◆ **Stated exercise**
Make an exact transcription of the material, leaving out all images.

◆ **Source excerpt**
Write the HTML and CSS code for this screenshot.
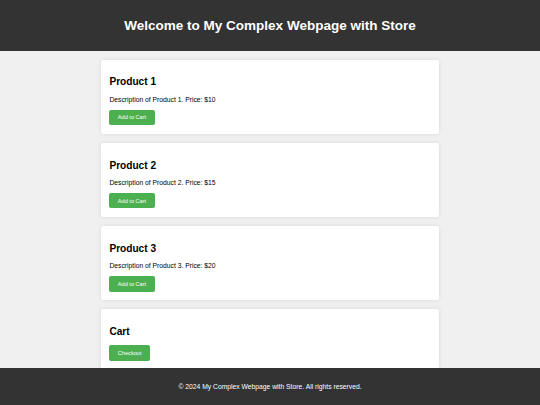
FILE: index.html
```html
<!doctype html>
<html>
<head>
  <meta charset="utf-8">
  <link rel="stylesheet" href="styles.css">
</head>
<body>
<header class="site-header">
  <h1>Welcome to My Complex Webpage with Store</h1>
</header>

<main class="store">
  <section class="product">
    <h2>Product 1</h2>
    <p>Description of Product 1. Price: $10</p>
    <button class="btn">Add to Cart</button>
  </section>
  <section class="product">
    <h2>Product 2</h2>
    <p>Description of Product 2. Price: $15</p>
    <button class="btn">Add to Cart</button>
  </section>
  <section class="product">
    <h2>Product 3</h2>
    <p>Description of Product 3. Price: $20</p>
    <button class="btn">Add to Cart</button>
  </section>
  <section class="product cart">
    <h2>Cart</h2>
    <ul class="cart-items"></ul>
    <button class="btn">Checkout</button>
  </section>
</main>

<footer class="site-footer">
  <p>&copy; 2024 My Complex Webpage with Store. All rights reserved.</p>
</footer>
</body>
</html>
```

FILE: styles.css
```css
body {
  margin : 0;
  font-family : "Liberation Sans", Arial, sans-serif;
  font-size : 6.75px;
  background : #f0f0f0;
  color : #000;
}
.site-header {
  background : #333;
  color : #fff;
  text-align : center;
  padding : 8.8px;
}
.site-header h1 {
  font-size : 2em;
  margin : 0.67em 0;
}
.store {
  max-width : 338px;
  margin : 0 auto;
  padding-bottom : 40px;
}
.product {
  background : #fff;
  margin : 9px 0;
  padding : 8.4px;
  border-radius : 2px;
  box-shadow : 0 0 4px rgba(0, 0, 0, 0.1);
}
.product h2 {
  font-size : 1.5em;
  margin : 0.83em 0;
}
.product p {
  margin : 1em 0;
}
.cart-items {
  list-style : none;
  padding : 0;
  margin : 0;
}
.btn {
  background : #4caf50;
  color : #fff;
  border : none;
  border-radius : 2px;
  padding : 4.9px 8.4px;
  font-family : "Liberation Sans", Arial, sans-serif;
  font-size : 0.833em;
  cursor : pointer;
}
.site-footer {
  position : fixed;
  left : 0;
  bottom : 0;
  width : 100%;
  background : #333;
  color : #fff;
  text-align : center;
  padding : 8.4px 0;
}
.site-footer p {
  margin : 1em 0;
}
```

◆ **Task output**
Write the HTML and CSS code for this screenshot.
FILE: index.html
```html
<!doctype html>
<html>
<head>
  <meta charset="utf-8">
  <link rel="stylesheet" href="styles.css">
</head>
<body>
<header class="site-header">
  <h1>Welcome to My Complex Webpage with Store</h1>
</header>

<main class="store">
  <section class="product">
    <h2>Product 1</h2>
    <p>Description of Product 1. Price: $10</p>
    <button class="btn">Add to Cart</button>
  </section>
  <section class="product">
    <h2>Product 2</h2>
    <p>Description of Product 2. Price: $15</p>
    <button class="btn">Add to Cart</button>
  </section>
  <section class="product">
    <h2>Product 3</h2>
    <p>Description of Product 3. Price: $20</p>
    <button class="btn">Add to Cart</button>
  </section>
  <section class="product cart">
    <h2>Cart</h2>
    <ul class="cart-items"></ul>
    <button class="btn">Checkout</button>
  </section>
</main>

<footer class="site-footer">
  <p>&copy; 2024 My Complex Webpage with Store. All rights reserved.</p>
</footer>
</body>
</html>
```

FILE: styles.css
```css
body {
  margin : 0;
  font-family : "Liberation Sans", Arial, sans-serif;
  font-size : 6.75px;
  background : #f0f0f0;
  color : #000;
}
.site-header {
  background : #333;
  color : #fff;
  text-align : center;
  padding : 8.8px;
}
.site-header h1 {
  font-size : 2em;
  margin : 0.67em 0;
}
.store {
  max-width : 338px;
  margin : 0 auto;
  padding-bottom : 40px;
}
.product {
  background : #fff;
  margin : 9px 0;
  padding : 8.4px;
  border-radius : 2px;
  box-shadow : 0 0 4px rgba(0, 0, 0, 0.1);
}
.product h2 {
  font-size : 1.5em;
  margin : 0.83em 0;
}
.product p {
  margin : 1em 0;
}
.cart-items {
  list-style : none;
  padding : 0;
  margin : 0;
}
.btn {
  background : #4caf50;
  color : #fff;
  border : none;
  border-radius : 2px;
  padding : 4.9px 8.4px;
  font-family : "Liberation Sans", Arial, sans-serif;
  font-size : 0.833em;
  cursor : pointer;
}
.site-footer {
  position : fixed;
  left : 0;
  bottom : 0;
  width : 100%;
  background : #333;
  color : #fff;
  text-align : center;
  padding : 8.4px 0;
}
.site-footer p {
  margin : 1em 0;
}
```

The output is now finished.